By Ivan Gomez
Brownsville, Texas (The Hollywood Times) 4/11/2023 – With a premise that promises a woman’s trek to alternate universes, I wondered how the Roku original SLIP would execute the concept. It turned out to be an entertaining comedy about a woman’s journey to new realities that adds a dosage of drama when she struggles to understand her new, bizarre life and how she learns to accept herself.
This tale follows Mae Cannon, portrayed by director and writer Lister-Jones, a near middle-aged museum curator who starts out bemoaning over how strictly routine her life has become, whether it be her job or her marriage with her husband Elijah, and craves change in her life to satisfy her hunger for excitement. After having an affair with a famous musician named Eric, Mae’s wish comes true but with a bizarre twist where she is suddenly in a different life as Eric’s wife and now yearns to return to the normalcy, she previously took for granted. It also becomes clear that each jump is caused by Mae having a sexual affair with another person, Buddhism imagery is a theme of Mae’s situation, and the biggest constant is a woman named Gina being Mae’s friend regardless of the universe.
All of this is experienced through the lens of Mae and it is clear that the focus of the narrative is a character study of a woman desperately trying to return to her old life after her wish was made with a monkey’s paw. This also means that the narrative is easy to follow as it’s only Mae’s perspective that the story focuses on and, due to the one-way trip between universes, the conflict between Mae and another character is usually dropped by the next episode.

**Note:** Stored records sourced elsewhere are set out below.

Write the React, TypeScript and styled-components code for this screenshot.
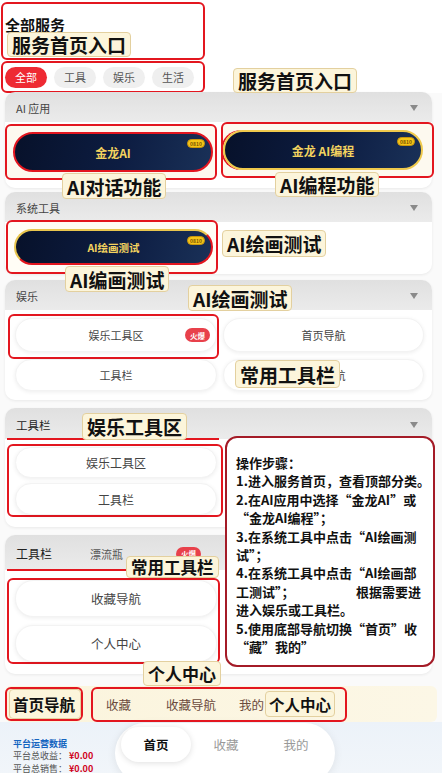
import React from 'react'
import styled, { createGlobalStyle, css } from 'styled-components'

const RED = '#e3161f'

const GlobalStyle = createGlobalStyle`
  * { box-sizing: border-box; }
  html, body { margin: 0; padding: 0; background: #fafafa; }
  body { font-family: "Noto Sans CJK SC", "Noto Sans", sans-serif; }
`

const Page = styled.div`
  position: relative;
  width: 442px;
  height: 773px;
  overflow: hidden;
  display: flex;
  flex-direction: column;
  background: #fafafa;
`

const Top = styled.header`
  flex: none;
  background: #fff;
  padding: 2px 0 0 1px;
  display: flex;
  flex-direction: column;
  gap: 1px;
`

// red annotation frame that wraps a group of content
const Marked = styled.div<{ $w: number; $h: number; $bg?: string; $mt?: number; $ml?: number }>`
  position: relative;
  flex: none;
  width: ${p => p.$w}px;
  height: ${p => p.$h}px;
  margin: ${p => p.$mt ?? 0}px 0 0 ${p => p.$ml ?? 0}px;
  border: 2px solid ${RED};
  border-radius: 6px;
  background: ${p => p.$bg ?? 'transparent'};
`

const TitleBox = styled(Marked)`
  padding: 11px 0 0 2px;
`

const PageTitle = styled.h1`
  margin: 0;
  font-size: 15px;
  font-weight: 700;
  line-height: 20px;
  color: #111;
`

const ChipRow = styled(Marked)`
  display: flex;
  align-items: center;
  gap: 7px;
  padding-left: 2px;
`

const Chip = styled.span<{ $active?: boolean }>`
  width: 42px;
  height: 21px;
  border-radius: 11px;
  display: flex;
  align-items: center;
  justify-content: center;
  font-size: 11px;
  background: ${p => (p.$active ? '#ee2a33' : '#efefef')};
  color: ${p => (p.$active ? '#fff' : '#555')};
`

const Card = styled.section<{ $mt: number }>`
  flex: none;
  margin: ${p => p.$mt}px 10px 0 5px;
  border-radius: 10px;
  background: #fff;
  box-shadow: 0 1px 3px rgba(0, 0, 0, 0.07);
`

const CardHead = styled.div<{ $h?: number; $line?: boolean }>`
  position: relative;
  height: ${p => p.$h ?? 30}px;
  display: flex;
  align-items: center;
  padding: 2px 14px 0 11px;
  border-radius: 10px 10px 0 0;
  background: linear-gradient(180deg, #e0e0e0, #ebebeb);
  ${p =>
    p.$line &&
    css`
      &::after {
        content: '';
        position: absolute;
        left: 2px;
        bottom: -1px;
        width: 212px;
        height: 2px;
        background: ${RED};
      }
    `}
`

const HeadTitle = styled.span<{ $fs?: number; $dark?: boolean }>`
  font-size: ${p => p.$fs ?? 11}px;
  color: ${p => (p.$dark ? '#222' : '#444')};
`

const HeadSub = styled.span`
  margin-left: 38px;
  font-size: 11px;
  color: #555;
`

const Caret = styled.span`
  margin-left: auto;
  width: 0;
  height: 0;
  border-left: 4.5px solid transparent;
  border-right: 4.5px solid transparent;
  border-top: 6px solid #8a8a8a;
`

const HotBadge = styled.span<{ $ml?: number }>`
  display: inline-flex;
  align-items: center;
  justify-content: center;
  width: 25px;
  height: 14px;
  margin-left: ${p => p.$ml ?? 0}px;
  border-radius: 7px;
  background: #e8414b;
  color: #fff;
  font-size: 7.5px;
  font-weight: 700;
`

const PillHot = styled(HotBadge)`
  position: absolute;
  top: 9px;
  right: 6px;
`

const DuoBody = styled.div`
  height: 66px;
  display: grid;
  grid-template-columns: 212px 213px;
  column-gap: 4px;
  align-items: start;
`

const SoloBody = styled.div<{ $h: number }>`
  height: ${p => p.$h}px;
  display: flex;
  flex-direction: column;
`

const PillBox = styled(Marked)<{ $pl: number }>`
  display: flex;
  align-items: center;
  padding-left: ${p => p.$pl}px;
`

const GoldPill = styled.div<{ $w: number; $h: number; $fs: number; $trim: 'red' | 'gold' | 'mix' }>`
  position: relative;
  width: ${p => p.$w}px;
  height: ${p => p.$h}px;
  border-radius: 999px;
  border: 2px solid ${RED};
  ${p =>
    p.$trim === 'gold' &&
    css`
      border-color: #efc94c;
      box-shadow: -2px 0 0 0 ${RED};
    `}
  ${p =>
    p.$trim === 'mix' &&
    css`
      border-top-color: #e8c54e;
      border-left-color: #e8c54e;
    `}
  background: linear-gradient(105deg, #07112a 0%, #0d1d42 55%, #1a3158 100%);
  display: flex;
  align-items: center;
  justify-content: center;
  color: #f3d35f;
  font-weight: 700;
  font-size: ${p => p.$fs}px;
`

const GoldTag = styled.span`
  position: absolute;
  top: 5px;
  right: 6px;
  width: 18px;
  height: 9px;
  border-radius: 5px;
  background: #f5c518;
  border: 1px solid #c9960c;
  font-size: 5px;
  line-height: 7px;
  text-align: center;
  color: #7a5200;
`

const GridBody = styled.div`
  height: 90px;
  display: grid;
  grid-template-columns: 202px 201px;
  grid-template-rows: 34px 32px;
  column-gap: 6px;
  row-gap: 7px;
  padding: 8px 0 0 10px;
`

const ToolPill = styled.div<{ $h?: number; $fs?: number; $marked?: boolean }>`
  position: relative;
  height: ${p => (p.$h ? `${p.$h}px` : 'auto')};
  border-radius: 18px;
  background: #fff;
  border: 1px solid #f3f3f3;
  box-shadow: 0 1px 4px rgba(0, 0, 0, 0.07);
  display: flex;
  align-items: center;
  justify-content: center;
  font-size: ${p => p.$fs ?? 11}px;
  color: #444;
  ${p =>
    p.$marked &&
    css`
      &::after {
        content: '';
        position: absolute;
        inset: -5px -3px -8px -8px;
        border: 2px solid ${RED};
        border-radius: 6px;
      }
    `}
`

const StackBox = styled(Marked)<{ $gap: number; $pt: number }>`
  display: flex;
  flex-direction: column;
  gap: ${p => p.$gap}px;
  padding: ${p => p.$pt}px 0 0 6px;
  ${ToolPill} {
    width: 202px;
  }
`

const Steps = styled.aside`
  position: absolute;
  left: 225px;
  top: 436px;
  width: 210px;
  height: 231px;
  z-index: 3;
  border: 2px solid #a41b27;
  border-radius: 12px;
  background: #fff;
  padding: 16px 6px 0 9px;
  font-size: 13px;
  font-weight: 700;
  line-height: 18.4px;
  color: #111;
`

const StepLine = styled.div<{ $spread?: boolean }>`
  white-space: nowrap;
  ${p =>
    p.$spread &&
    css`
      display: flex;
      justify-content: space-between;
      padding-right: 6px;
    `}
`

const tagLook = css`
  display: flex;
  align-items: center;
  padding: 0 4px;
  background: #fcf5db;
  border: 1px solid #e3d09f;
  border-radius: 4px;
  font-weight: 700;
  color: #111;
  white-space: nowrap;
`

const Tag = styled.span<{ $x: number; $y: number; $h: number; $fs: number }>`
  ${tagLook}
  position: absolute;
  z-index: 4;
  left: ${p => p.$x}px;
  top: ${p => p.$y}px;
  height: ${p => p.$h}px;
  font-size: ${p => p.$fs}px;
`

const InlineTag = styled.span<{ $h: number; $fs: number; $ml?: number }>`
  ${tagLook}
  height: ${p => p.$h}px;
  margin-left: ${p => p.$ml ?? 0}px;
  font-size: ${p => p.$fs}px;
  padding: 0 3px;
`

const NavBar = styled.nav`
  flex: none;
  margin: 12px 5px 0 5px;
  height: 36px;
  display: flex;
  align-items: center;
  background: linear-gradient(90deg, #fbf4dc, #fcf7e6);
  border-radius: 6px;
`

const NavGroup = styled(Marked)`
  display: flex;
  align-items: center;
  padding-left: 13px;
`

const NavLink = styled.span<{ $ml?: number }>`
  margin-left: ${p => p.$ml ?? 0}px;
  font-size: 12.5px;
  color: #6b4a3c;
`

const Footer = styled.footer`
  flex: 1;
  display: flex;
  padding-left: 13px;
  background: linear-gradient(180deg, #ecf2f9, #f2f6fa);
`

const Stats = styled.div`
  width: 102px;
  padding-top: 15px;
  font-size: 9px;
  line-height: 12.5px;
  color: #555;
`

const StatsTitle = styled.div`
  color: #1565c0;
  font-weight: 700;
  line-height: 13px;
`

const Money = styled.b`
  color: #d0021b;
`

const TabPill = styled.div`
  margin-top: 1px;
  width: 220px;
  height: 60px;
  border-radius: 30px;
  background: #fff;
  box-shadow: 0 2px 10px rgba(0, 0, 0, 0.08);
  display: flex;
  align-items: flex-start;
  padding: 4px 4px 0 6px;
`

const Tab = styled.span<{ $active?: boolean }>`
  width: 70px;
  height: 35px;
  border-radius: 18px;
  display: flex;
  align-items: center;
  justify-content: center;
  font-size: 12.5px;
  color: ${p => (p.$active ? '#111' : '#999')};
  font-weight: ${p => (p.$active ? 700 : 400)};
  ${p =>
    p.$active &&
    css`
      background: #fff;
      box-shadow: 0 1px 6px rgba(0, 0, 0, 0.13);
    `}
`

const chips = ['全部', '工具', '娱乐', '生活']

const steps = [
  '操作步骤：',
  '1.进入服务首页，查看顶部分类。',
  '2.在AI应用中选择“金龙AI”或',
  '“金龙AI编程”；',
  '3.在系统工具中点击“AI绘画测',
  '试”；',
  '4.在系统工具中点击“AI绘画部',
  null,
  '进入娱乐或工具栏。',
  '5.使用底部导航切换“首页”收',
  '“藏”我的”',
]

const tags = [
  { t: '服务首页入口', x: 7, y: 32, h: 25, fs: 19 },
  { t: '服务首页入口', x: 233, y: 68, h: 25, fs: 19 },
  { t: 'AI对话功能', x: 62, y: 173, h: 26, fs: 19 },
  { t: 'AI编程功能', x: 275, y: 172, h: 25, fs: 19 },
  { t: 'AI绘画测试', x: 222, y: 230, h: 27, fs: 19 },
  { t: 'AI编画测试', x: 65, y: 266, h: 26, fs: 19 },
  { t: 'AI绘画测试', x: 188, y: 285, h: 26, fs: 19 },
  { t: '常用工具栏', x: 235, y: 360, h: 28, fs: 19 },
  { t: '娱乐工具区', x: 82, y: 413, h: 27, fs: 19 },
  { t: '常用工具栏', x: 126, y: 556, h: 22, fs: 16.5 },
  { t: '个人中心', x: 143, y: 661, h: 25, fs: 17 },
]

const App: React.FC = () => {
  return (
    <Page>
      <GlobalStyle />
      <Top>
        <TitleBox $w={204} $h={58}>
          <PageTitle>全部服务</PageTitle>
        </TitleBox>
        <ChipRow $w={204} $h={32}>
          {chips.map((c, i) => (
            <Chip key={c} $active={i === 0}>{c}</Chip>
          ))}
        </ChipRow>
      </Top>

      <Card $mt={-1}>
        <CardHead>
          <HeadTitle>AI 应用</HeadTitle>
          <Caret />
        </CardHead>
        <DuoBody>
          <PillBox $w={212} $h={56} $mt={2} $pl={6} $bg="#fdf9ef">
            <GoldPill $w={200} $h={40} $fs={12} $trim="red">
              金龙AI
              <GoldTag>0810</GoldTag>
            </GoldPill>
          </PillBox>
          <PillBox $w={213} $h={56} $pl={0} $bg="#fdf9ef">
            <GoldPill $w={200} $h={40} $fs={12} $trim="gold">
              金龙 AI编程
              <GoldTag>0810</GoldTag>
            </GoldPill>
          </PillBox>
        </DuoBody>
      </Card>

      <Card $mt={4}>
        <CardHead>
          <HeadTitle>系统工具</HeadTitle>
          <Caret />
        </CardHead>
        <SoloBody $h={52}>
          <PillBox $w={212} $h={54} $mt={-2} $ml={1} $pl={6} $bg="#fffdf6">
            <GoldPill $w={199} $h={36} $fs={10.5} $trim="mix">
              AI绘画测试
              <GoldTag>0810</GoldTag>
            </GoldPill>
          </PillBox>
        </SoloBody>
      </Card>

      <Card $mt={6}>
        <CardHead>
          <HeadTitle>娱乐</HeadTitle>
          <Caret />
        </CardHead>
        <GridBody>
          <ToolPill $marked>
            娱乐工具区
            <PillHot>火爆</PillHot>
          </ToolPill>
          <ToolPill>首页导航</ToolPill>
          <ToolPill>工具栏</ToolPill>
          <ToolPill>收藏导航</ToolPill>
        </GridBody>
      </Card>

      <Card $mt={8}>
        <CardHead $h={31} $line>
          <HeadTitle $fs={11.5} $dark>工具栏</HeadTitle>
          <Caret />
        </CardHead>
        <SoloBody $h={88}>
          <StackBox $w={216} $h={73} $mt={5} $ml={2} $gap={5} $pt={1}>
            <ToolPill $h={31} $fs={12}>娱乐工具区</ToolPill>
            <ToolPill $h={32} $fs={12}>工具栏</ToolPill>
          </StackBox>
        </SoloBody>
      </Card>

      <Card $mt={8}>
        <CardHead $h={35} $line>
          <HeadTitle $fs={12} $dark>工具栏</HeadTitle>
          <HeadSub>漂流瓶</HeadSub>
          <HotBadge $ml={53}>火爆</HotBadge>
        </CardHead>
        <SoloBody $h={104}>
          <StackBox $w={213} $h={86} $mt={8} $ml={2} $gap={8} $pt={0}>
            <ToolPill $h={37} $fs={12.5}>收藏导航</ToolPill>
            <ToolPill $h={37} $fs={12.5}>个人中心</ToolPill>
          </StackBox>
        </SoloBody>
      </Card>

      <NavBar>
        <Marked $w={78} $h={34}>
          <InlineTag $h={30} $fs={15.5} $ml={2}>首页导航</InlineTag>
        </Marked>
        <NavGroup $w={256} $h={35} $ml={8}>
          <NavLink>收藏</NavLink>
          <NavLink $ml={35}>收藏导航</NavLink>
          <NavLink $ml={23}>我的</NavLink>
          <InlineTag $h={26} $fs={15.5} $ml={1}>个人中心</InlineTag>
        </NavGroup>
      </NavBar>

      <Footer>
        <Stats>
          <StatsTitle>平台运营数据</StatsTitle>
          <div>平台总收益： <Money>¥0.00</Money></div>
          <div>平台总销售： <Money>¥0.00</Money></div>
        </Stats>
        <TabPill>
          <Tab $active>首页</Tab>
          <Tab>收藏</Tab>
          <Tab>我的</Tab>
        </TabPill>
      </Footer>

      <Steps>
        {steps.map((s, i) =>
          s === null ? (
            <StepLine key={i} $spread>
              <span>工测试”；</span>
              <span>根据需要进</span>
            </StepLine>
          ) : (
            <StepLine key={i}>{s}</StepLine>
          )
        )}
      </Steps>

      {tags.map((g, i) => (
        <Tag key={i} $x={g.x} $y={g.y} $h={g.h} $fs={g.fs}>{g.t}</Tag>
      ))}
    </Page>
  )
}

export default App
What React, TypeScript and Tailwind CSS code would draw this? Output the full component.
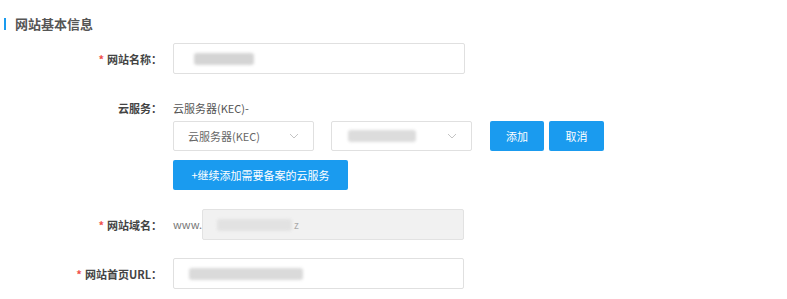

Thankfully, Mae is a well-written protagonist that is complimented by a strong performance from Lister-Jones. Mae’s situation, before the universal hopping, I find to be relatable with her because many of us hate the feeling of stagnation; the idea of being stuck in a routine that has long become stale is a depressing thought that I believe anyone wants to avoid. Mae’s not perfect as she gives in to vices several times throughout the series, including the affair with Eric, and it serves to make her a three-dimensional character, as a woman who I generally nice but craves pleasure and has the potential to do a dirty deed to sate her appetite. This is all without mentioning Lister-Jones’ excellent performance that truly sells the character of Mae by perfectly simulate the emotional state of the protagonist, as if the actress is genuinely feeling those emotions at the moment.
The writing in a series concerning coitus-inducing universe hopping to be incredibly bizarre, which it is at times, but I was surprised at how down-to-earth the dialogue was for a majority of the series. The script did a great job of making these characters feel real even considering some of the more bizarre characters, they are the exception to the rule. It also helps highlight why the comedy is solid; it’s a regular woman trying her damnedest to make sense of the madness she’s wrapped up in and inconveniencing the people around her.
My gripes only concerns elements that could be better fleshed out. The secondary cast could’ve stood to have more depth to them; it makes sense given the story, but it also makes them not very interesting as a consequence, with one character being disposable to a T. While the premise promised parallel universe traversal, I believe that the concept should’ve been fleshed out more, particularly with the setting, but that’s all I’ll say on that subject.
Regardless, this is a solid show with a great protagonist, entertaining writing, and a good plot that delivers a nice dose of comedy and drama that I recommend giving it a watch if you’re interested in the premise.